Better memory and storage
Intel discussed updates to Intel Optane technology (a 3D Xpoint memory) and the products based upon that technology that aims to close the gap between slow, permanent storage devices, like solid-state drives (SSDs) and hard drives, and faster, impermanent memory, such as dynamic random access memory (DRAM).
Intel Optane DC persistent memory is a new product that converges memory-like performance with the data persistence and large capacity of storage, said Frank Hady, chief architect for Optane products. The technology brings more data closer to the CPU for faster processing of bigger datasets, like those used in AI and large databases. Its large capacity and data persistence reduces the need to make time-consuming trips to storage, which can improve workload performance.
The company also showed how SSDs based on Intel’s 1 terabit QLC NAND die move more bulk data from hard disks to SSDs, allowing faster access to that data.

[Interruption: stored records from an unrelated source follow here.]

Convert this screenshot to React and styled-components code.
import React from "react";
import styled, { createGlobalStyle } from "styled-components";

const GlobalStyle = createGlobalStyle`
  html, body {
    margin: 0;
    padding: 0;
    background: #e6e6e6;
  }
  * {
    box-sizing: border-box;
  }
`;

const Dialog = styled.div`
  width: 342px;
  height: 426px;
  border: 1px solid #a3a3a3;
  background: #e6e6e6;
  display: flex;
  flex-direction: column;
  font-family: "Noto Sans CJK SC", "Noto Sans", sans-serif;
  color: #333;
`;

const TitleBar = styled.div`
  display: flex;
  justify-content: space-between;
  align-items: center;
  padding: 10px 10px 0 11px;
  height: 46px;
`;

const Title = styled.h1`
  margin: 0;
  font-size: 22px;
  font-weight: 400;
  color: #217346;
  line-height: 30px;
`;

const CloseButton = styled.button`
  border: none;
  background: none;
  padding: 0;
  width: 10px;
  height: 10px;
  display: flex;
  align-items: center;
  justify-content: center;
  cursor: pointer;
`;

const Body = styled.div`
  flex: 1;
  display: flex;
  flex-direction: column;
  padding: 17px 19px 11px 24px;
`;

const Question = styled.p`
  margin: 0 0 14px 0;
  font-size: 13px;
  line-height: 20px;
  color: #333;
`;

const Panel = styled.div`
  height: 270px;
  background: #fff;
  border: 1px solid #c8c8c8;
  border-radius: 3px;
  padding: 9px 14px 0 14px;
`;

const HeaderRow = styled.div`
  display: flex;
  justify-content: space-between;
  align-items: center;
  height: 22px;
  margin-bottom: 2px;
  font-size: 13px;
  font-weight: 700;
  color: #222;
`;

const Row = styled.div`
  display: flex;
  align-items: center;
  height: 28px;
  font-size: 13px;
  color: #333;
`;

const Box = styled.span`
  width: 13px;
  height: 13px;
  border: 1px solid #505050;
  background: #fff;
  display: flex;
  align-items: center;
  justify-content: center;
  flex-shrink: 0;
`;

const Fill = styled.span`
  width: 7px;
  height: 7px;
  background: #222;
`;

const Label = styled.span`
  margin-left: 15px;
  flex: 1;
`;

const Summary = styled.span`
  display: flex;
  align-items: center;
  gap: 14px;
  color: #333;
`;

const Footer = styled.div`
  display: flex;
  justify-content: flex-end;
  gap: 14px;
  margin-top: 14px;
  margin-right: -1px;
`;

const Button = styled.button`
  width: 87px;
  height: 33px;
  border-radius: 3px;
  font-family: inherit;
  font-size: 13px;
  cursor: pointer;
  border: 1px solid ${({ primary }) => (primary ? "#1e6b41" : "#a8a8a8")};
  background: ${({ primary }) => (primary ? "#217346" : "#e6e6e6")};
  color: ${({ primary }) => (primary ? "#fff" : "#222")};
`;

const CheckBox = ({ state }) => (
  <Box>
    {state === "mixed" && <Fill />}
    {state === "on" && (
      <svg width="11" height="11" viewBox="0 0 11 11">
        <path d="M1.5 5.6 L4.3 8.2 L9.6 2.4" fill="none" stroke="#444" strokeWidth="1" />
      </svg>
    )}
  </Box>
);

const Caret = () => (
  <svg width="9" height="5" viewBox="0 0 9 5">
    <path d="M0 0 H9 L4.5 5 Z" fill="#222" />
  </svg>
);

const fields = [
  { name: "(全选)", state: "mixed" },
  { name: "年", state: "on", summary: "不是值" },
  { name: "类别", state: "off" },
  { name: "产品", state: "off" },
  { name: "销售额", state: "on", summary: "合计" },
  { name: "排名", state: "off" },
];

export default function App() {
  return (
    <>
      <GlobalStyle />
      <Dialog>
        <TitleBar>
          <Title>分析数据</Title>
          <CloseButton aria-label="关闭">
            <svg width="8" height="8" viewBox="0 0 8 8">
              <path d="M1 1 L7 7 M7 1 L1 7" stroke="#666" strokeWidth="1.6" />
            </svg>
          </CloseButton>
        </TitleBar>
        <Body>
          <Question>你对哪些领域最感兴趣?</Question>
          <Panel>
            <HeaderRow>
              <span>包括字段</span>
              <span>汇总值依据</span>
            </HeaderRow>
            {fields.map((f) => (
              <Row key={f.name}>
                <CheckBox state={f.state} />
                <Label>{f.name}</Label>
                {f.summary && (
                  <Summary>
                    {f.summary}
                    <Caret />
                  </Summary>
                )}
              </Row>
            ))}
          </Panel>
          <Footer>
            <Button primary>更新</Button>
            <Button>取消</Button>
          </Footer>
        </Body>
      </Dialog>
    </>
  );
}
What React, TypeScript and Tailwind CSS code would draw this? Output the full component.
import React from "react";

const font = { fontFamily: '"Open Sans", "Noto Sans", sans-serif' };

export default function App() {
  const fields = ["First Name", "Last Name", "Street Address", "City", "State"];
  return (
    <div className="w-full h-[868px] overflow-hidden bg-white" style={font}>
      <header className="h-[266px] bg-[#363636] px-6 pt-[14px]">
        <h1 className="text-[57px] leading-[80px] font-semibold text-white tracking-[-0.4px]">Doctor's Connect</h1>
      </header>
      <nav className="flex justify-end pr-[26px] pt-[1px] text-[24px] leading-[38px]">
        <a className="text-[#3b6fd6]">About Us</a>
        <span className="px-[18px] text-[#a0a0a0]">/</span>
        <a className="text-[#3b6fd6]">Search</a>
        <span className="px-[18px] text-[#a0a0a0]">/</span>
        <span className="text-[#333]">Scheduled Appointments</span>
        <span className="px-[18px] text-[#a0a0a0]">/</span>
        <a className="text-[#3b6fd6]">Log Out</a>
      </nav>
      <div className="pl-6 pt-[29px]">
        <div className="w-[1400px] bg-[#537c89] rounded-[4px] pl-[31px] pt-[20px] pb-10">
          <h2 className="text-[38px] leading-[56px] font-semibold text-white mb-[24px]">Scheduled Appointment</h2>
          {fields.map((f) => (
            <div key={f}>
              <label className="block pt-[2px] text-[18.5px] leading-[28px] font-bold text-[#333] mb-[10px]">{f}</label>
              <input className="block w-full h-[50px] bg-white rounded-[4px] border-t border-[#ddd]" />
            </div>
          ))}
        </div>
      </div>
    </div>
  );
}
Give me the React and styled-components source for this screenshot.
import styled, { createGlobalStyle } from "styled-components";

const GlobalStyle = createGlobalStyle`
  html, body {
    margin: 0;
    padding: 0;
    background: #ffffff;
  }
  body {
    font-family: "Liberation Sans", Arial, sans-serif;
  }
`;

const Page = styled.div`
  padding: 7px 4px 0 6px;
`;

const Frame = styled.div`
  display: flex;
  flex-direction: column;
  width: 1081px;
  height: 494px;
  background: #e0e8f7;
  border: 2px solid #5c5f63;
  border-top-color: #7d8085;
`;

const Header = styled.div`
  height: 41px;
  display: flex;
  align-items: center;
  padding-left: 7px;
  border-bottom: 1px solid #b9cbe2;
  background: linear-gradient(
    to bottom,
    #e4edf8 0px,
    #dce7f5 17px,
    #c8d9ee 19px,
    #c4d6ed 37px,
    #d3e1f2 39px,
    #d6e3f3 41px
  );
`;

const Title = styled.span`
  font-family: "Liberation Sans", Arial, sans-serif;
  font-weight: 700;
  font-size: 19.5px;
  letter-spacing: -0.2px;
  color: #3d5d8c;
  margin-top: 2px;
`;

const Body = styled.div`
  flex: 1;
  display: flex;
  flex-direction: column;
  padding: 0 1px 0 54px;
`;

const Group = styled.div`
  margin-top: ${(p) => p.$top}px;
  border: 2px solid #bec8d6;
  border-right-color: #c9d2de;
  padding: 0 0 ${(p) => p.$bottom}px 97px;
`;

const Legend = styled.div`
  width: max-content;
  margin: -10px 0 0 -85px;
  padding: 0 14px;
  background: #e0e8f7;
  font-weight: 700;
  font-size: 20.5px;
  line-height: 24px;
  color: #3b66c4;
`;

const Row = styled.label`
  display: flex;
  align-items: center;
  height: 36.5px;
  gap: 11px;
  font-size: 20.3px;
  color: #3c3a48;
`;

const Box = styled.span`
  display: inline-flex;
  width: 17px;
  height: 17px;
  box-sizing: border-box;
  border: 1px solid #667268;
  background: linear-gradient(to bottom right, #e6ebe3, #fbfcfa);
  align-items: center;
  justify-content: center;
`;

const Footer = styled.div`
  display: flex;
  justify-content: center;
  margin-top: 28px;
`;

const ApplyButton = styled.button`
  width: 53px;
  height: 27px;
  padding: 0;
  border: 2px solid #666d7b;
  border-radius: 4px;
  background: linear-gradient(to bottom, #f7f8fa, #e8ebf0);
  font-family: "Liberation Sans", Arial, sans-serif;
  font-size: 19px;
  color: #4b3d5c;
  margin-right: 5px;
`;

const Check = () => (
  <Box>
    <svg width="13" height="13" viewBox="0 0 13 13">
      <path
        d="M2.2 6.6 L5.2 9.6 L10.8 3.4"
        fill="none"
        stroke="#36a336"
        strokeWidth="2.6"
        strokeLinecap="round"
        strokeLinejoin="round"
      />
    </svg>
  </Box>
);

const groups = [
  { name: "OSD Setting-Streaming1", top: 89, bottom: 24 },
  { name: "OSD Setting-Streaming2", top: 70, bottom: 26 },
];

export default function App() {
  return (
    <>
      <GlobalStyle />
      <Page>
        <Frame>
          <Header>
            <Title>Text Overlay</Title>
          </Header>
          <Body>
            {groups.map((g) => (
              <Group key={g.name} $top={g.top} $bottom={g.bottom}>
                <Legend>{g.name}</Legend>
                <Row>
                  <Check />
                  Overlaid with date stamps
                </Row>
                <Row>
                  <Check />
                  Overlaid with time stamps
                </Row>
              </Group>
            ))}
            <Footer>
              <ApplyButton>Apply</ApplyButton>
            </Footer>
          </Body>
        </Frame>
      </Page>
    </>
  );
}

The combination of Intel Optane SSDs with QLC NAND SSDs will enable lower-latency access to data used most frequently. Taken together, these platform and memory advances complete the memory and storage hierarchy, providing the right set of choices for systems and applications.
Feeding the beast
This kind of new memory is what you need in order to keep feeding data to “the beast,” the main processor or FPGAs or GPUs.
Recapping the day, Renduchintala said Intel’s product vision is to deliver a mixture of architectures — including scalar, vector, matrix, and spatial — “exquisite solutions, fed by disruptive memory hierarchies.” Intel will bring in the new technologies, like 3D packaging, when they are ready and will iterate on them until the whole system works better.
Renduchintala said that Intel isn’t just in the CPU business, that it’s more like “XPU,” where the “X” could refer to a CPU, a GPU, an FPGA, or something else.
“I summarize this as the Intel advantage,” he said.